Dit vonnis is gewezen door:
mr. H.A. van Gameren, voorzitter,
mr. H.M. Hettinga en mr. R.H. van Marle, leden,
in tegenwoordigheid van mr. A.J.H.L. Coppens, griffier,
en is uitgesproken op 5 maart 2018.

Voetnoten

1.Wanneer hierna wordt verwezen naar een proces-verbaal, wordt – tenzij anders vermeld – bedoeld een proces-verbaal, opgemaakt in de wettelijke vorm door daartoe bevoegde opsporingsambtenaren opgenomen in het einddossier van de politie Oost-Brabant, districtsrecherche Helmond, genummerd BVH 2017228934, aantal pagina’s: 196. Waar wordt verwezen naar bijlagen betreffen dit de bijlagen opgenomen in genoemd einddossier.
2.Verklaring van [slachtoffer] d.d. 7 november 2017, proces-verbaal pag. 39-40.
3.Geneeskundige verklaring betreffende [slachtoffer] d.d. 15 november 2017, proces-verbaal pag. 57.
4.Foto’s van het letsel van aangeefster, proces-verbaal pag. 29-30.
5.Verklaring van verdachte d.d. 6 november 2017, proces-verbaal pag. 176.
6.Verklaring van verdachte d.d. 6 november 2017, proces-verbaal pag. 177.
7.Verklaring van verdachte d.d. 6 november 2017, proces-verbaal pag. 178.
8.Proces-verbaal bevindingen d.d. 13 november 2017 uitwerking geluidsfragment melding meldkamer, proces-verbaal pag. 13.
9.Verklaring van verdachte d.d. 6 november 2017, proces-verbaal pag. 176.

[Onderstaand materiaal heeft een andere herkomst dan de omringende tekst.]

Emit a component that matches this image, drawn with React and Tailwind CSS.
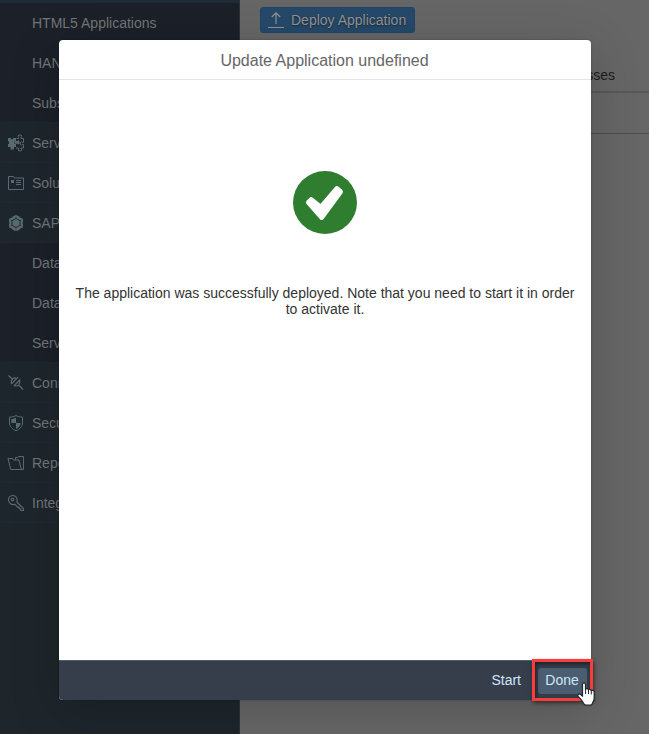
import React from "react";

const PuzzleIcon = () => (
  <svg width="18" height="18" viewBox="0 0 18 18" className="shrink-0">
    <path d="M1 4h3v1.200h2V4h3v3H7.500v3H9v3H7v2.500H3.500V13H1v-3h1V7.500H1z" fill="currentColor" />
    <path d="M9.500 4.500h2.300V3.200l-.9-.9.8-1.300h2.400l.7 1.300-.8.900v1.300h2.500v4h-1.300l-.9-.8-1 .8v2l1 .8.900-.8h1.300V14h-2.500v1l.8.900-.7 1h-2.300l-.8-1 .8-.900v-1H9" fill="none" stroke="currentColor" strokeWidth="1" />
    <path d="M8 7h2.500l.8-.8 1.200 1v2.400l-1.200.900-.8-.7H8z" fill="currentColor" />
  </svg>
);

const SolutionIcon = () => (
  <svg width="18" height="18" viewBox="0 0 18 18" fill="none" stroke="currentColor" className="shrink-0">
    <path d="M1.500 15.500v-13h5l1 1.500h9v11.500z" />
    <path d="M9 6.500h5M9 8.500h5M9 10.500h5" />
    <rect x="4" y="6" width="3" height="3" fill="currentColor" stroke="none" />
  </svg>
);

const HexIcon = () => (
  <svg width="18" height="18" viewBox="0 0 18 18" className="shrink-0">
    <path d="M9 1l3 1.200 1 1.300 3 1.200v3L15.500 9l.5 1.500v2.800l-3 1.400-1 1.300L9 17l-3-1-1-1.300-3-1.400v-2.800L2.500 9 2 7.700v-3l3-1.200 1-1.300z" fill="currentColor" />
    <path d="M9 4.500l4 2.200v4.600l-4 2.200-4-2.200V6.700z" fill="none" stroke="#1c242b" strokeWidth=".9" />
    <path d="M9 4.500V3M13 6.700l1.500-.9M13 11.300l1.500.900M9 13.500V15M5 11.300l-1.500.9M5 6.700l-1.500-.9" stroke="#1c242b" strokeWidth=".7" />
  </svg>
);

const ConnectIcon = () => (
  <svg width="18" height="18" viewBox="0 0 18 18" fill="none" stroke="currentColor" strokeWidth="1.200" className="shrink-0">
    <path d="M1.500 1.500L5 4.700M12.300 11.500l3.700 4" />
    <path d="M11 3.200L4.300 10M13.300 5.500L6.800 12" />
    <path d="M9.300 4.500C7 3 3.500 5 4.500 9.500M7.500 11.500c3.500 1.600 6-1 5-5" />
  </svg>
);

const ShieldIcon = () => (
  <svg width="18" height="18" viewBox="0 0 18 18" className="shrink-0">
    <path d="M9 1.500c2 1.300 4.200 1.600 6.500 1.600V9c0 3.500-2.500 5.800-6.500 7.800C5 14.800 2.500 12.500 2.500 9V3.100c2.300 0 4.500-.3 6.500-1.600z" fill="none" stroke="currentColor" />
    <path d="M9 3.500V9H4.300V5c1.700 0 3.200-.5 4.700-1.500zM9 9h4.700c0 2.600-1.700 4.400-4.700 6z" fill="currentColor" />
  </svg>
);

const FolderIcon = () => (
  <svg width="18" height="18" viewBox="0 0 18 18" fill="none" stroke="currentColor" className="shrink-0">
    <path d="M3.800 15.500L1 4.500h4.500l1 1.500H12l2.300 9.500zM8.500 6V3.500h2.200l.8-1h5v13h-2.200" />
  </svg>
);

const KeyIcon = () => (
  <svg width="18" height="18" viewBox="0 0 18 18" fill="none" stroke="currentColor" strokeWidth="1.100" className="shrink-0">
    <path d="M9.800 8l6.700 6.500v2h-2.700v-1.700h-1.600v-1.700h-1.600L8 10.300C4.800 11.600 1.500 9 1.500 5.900 1.500 3.400 3.500 1.500 5.900 1.500c3 0 5 3.300 3.900 6.500z" />
    <circle cx="5.500" cy="5.500" r="1.300" />
  </svg>
);

const items = [
  { label: "HTML5 Applications", sub: true },
  { label: "HANA", sub: true },
  { label: "Subscr", sub: true, last: true },
  { label: "Servic", Icon: PuzzleIcon },
  { label: "Soluti", Icon: SolutionIcon },
  { label: "SAP", Icon: HexIcon },
  { label: "Data", sub: true },
  { label: "Data", sub: true },
  { label: "Servi", sub: true, last: true },
  { label: "Conn", Icon: ConnectIcon },
  { label: "Secur", Icon: ShieldIcon },
  { label: "Repo", Icon: FolderIcon },
  { label: "Integ", Icon: KeyIcon },
];

function Sidebar() {
  return (
    <aside className="w-[240px] shrink-0 border-r border-[#2b3238] bg-[#1e262b] text-[14px] text-[#737576]">
      <div className="h-[3px] bg-[#1f2c38]" />
      {items.map(({ label, sub, last, Icon }, i) => (
        <div
          key={i}
          className={`flex h-10 items-center whitespace-nowrap border-b pl-[7px] pt-px ${
            sub ? "bg-[#1b2029]" : "bg-[#1e262d]"
          } ${sub && !last ? "border-transparent" : "border-[#20292f]"}`}
        >
          <span className="flex w-[25px] text-[#5a6a73]">{Icon && <Icon />}</span>
          <span className="pt-px">{label}</span>
        </div>
      ))}
    </aside>
  );
}

function MainPage() {
  return (
    <main className="flex grow flex-col bg-[#666666]">
      <div className="flex h-[41px] items-start pl-5 pt-[7px]">
        <button className="flex h-[26px] w-[155px] items-center rounded-[3px] border border-[#1f4668] bg-[#26496a] pl-[6px] text-[14px] whitespace-nowrap text-[#929292] [text-shadow:0_1px_2px_rgba(0,0,0,0.5)]">
          <svg width="18" height="18" viewBox="0 0 18 18" fill="none" stroke="currentColor" strokeWidth="1.200" className="mr-[6px] shrink-0">
            <path d="M1 16.500h16M9 13V2M4.800 6L9 1.800 13.200 6" />
          </svg>
          Deploy Application
        </button>
      </div>
      <div className="flex h-[52px] items-center justify-end border-b-2 border-[#585858] pr-[34px] pt-[18px] text-[14px] text-[#1c1c1c]">
        sses
      </div>
      <div className="h-[41px] border-b border-[#4c4c4c]" />
    </main>
  );
}

function Dialog() {
  return (
    <section className="absolute left-[59px] top-10 flex h-[660px] w-[532px] flex-col rounded-[4px] bg-white shadow-[0_0_2px_rgba(0,0,0,0.3),0_10px_50px_rgba(0,0,0,0.18)]">
      <header className="flex h-10 items-center justify-center border-b border-[#e5e5e5] pt-[2px] pr-px text-[16px] text-[#666666]">
        Update Application undefined
      </header>
      <div className="flex grow flex-col items-center pt-[91px]">
        <svg width="64" height="64" viewBox="0 0 64 64">
          <ellipse cx="32" cy="31.500" rx="32" ry="31.500" fill="#2f7d2f" />
          <path
            d="M15.500 31.300l2.700-2.500 9.700 7.700L43.900 17.800l3.500 3L28.700 46.300z"
            fill="#fff"
            stroke="#fff"
            strokeWidth="5.200"
            strokeLinejoin="round"
          />
        </svg>
        <p className="mt-[50px] text-center text-[14px] leading-4 text-[#333333]">
          The application was successfully deployed. Note that you need to start it in order
          <br />
          to activate it.
        </p>
      </div>
      <footer className="flex h-10 items-center justify-end rounded-b-[4px] border-t border-[#496072] bg-[#353e4a] pr-1 text-[14px] text-[#d0e5f8]">
        <button className="pl-4 pr-[17px]">Start</button>
        <button className="h-[26px] w-[49px] rounded-[3px] bg-[#4b5d70] pr-px">Done</button>
      </footer>
    </section>
  );
}

export default function App() {
  return (
    <div className="relative flex h-[734px] w-[649px] overflow-hidden font-['Liberation_Sans',Arial,sans-serif]">
      <Sidebar />
      <MainPage />
      <Dialog />
      <div className="absolute left-[532px] top-[659px] h-[42px] w-[61px] border-[3px] border-[#f93c3c] shadow-[1px_2px_4px_rgba(0,0,0,0.5),inset_1px_2px_4px_rgba(0,0,0,0.5)]" />
      <svg width="20" height="25" viewBox="0 0 20 25" className="absolute left-[576px] top-[682px]">
        <path
          d="M6.500 2.500C6.500.4 9.500.4 9.500 2.500V7c.9-.8 2.600-.5 2.900.6.900-.7 2.400-.4 2.700.8 1.500-.6 3.100.2 3.100 1.900V16c0 2.500-1.300 3.500-1.700 5.200-.4 1.300-1.200 2-2.500 2h-3.500c-1.600 0-2.500-.8-3.100-2.200C6.300 18.600 4.500 17 2.300 14.600c-1.400-1.600.4-3.400 2-2.300l2.200 1.700z"
          fill="#fff"
          stroke="#1e2430"
          strokeWidth="1.200"
        />
        <path d="M9.600 7v5M12.500 7.800V12M15.300 8.800V12.500" stroke="#1e2430" strokeWidth="1" />
      </svg>
    </div>
  );
}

10.Verklaring van verdachte d.d. 8 november 2017, proces-verbaal pag. 191.
11.Verklaring van verdachte d.d. 6 november 2017, proces-verbaal pag. 176-177.
12.Verklaring van verdachte d.d. 6 november 2017, proces-verbaal pag. 176 en verklaring van verdachte d.d. 8 november 2017, proces-verbaal pag. 191.
13.Verklaring van aangeefster d.d. 7 november 2017, proces-verbaal pag. 39 en relaas proces-verbaal d.d. 15 december 2017, proces-verbaal pag. 4.
14.Verklaring van verdachte d.d. 6 november 2017, proces-verbaal pag. 178 en verklaring van verdachte d.d. 8 november 2017, proces-verbaal pag. 193.
15.Verklaring van verdachte d.d. 6 november 2017, proces-verbaal pag. 178.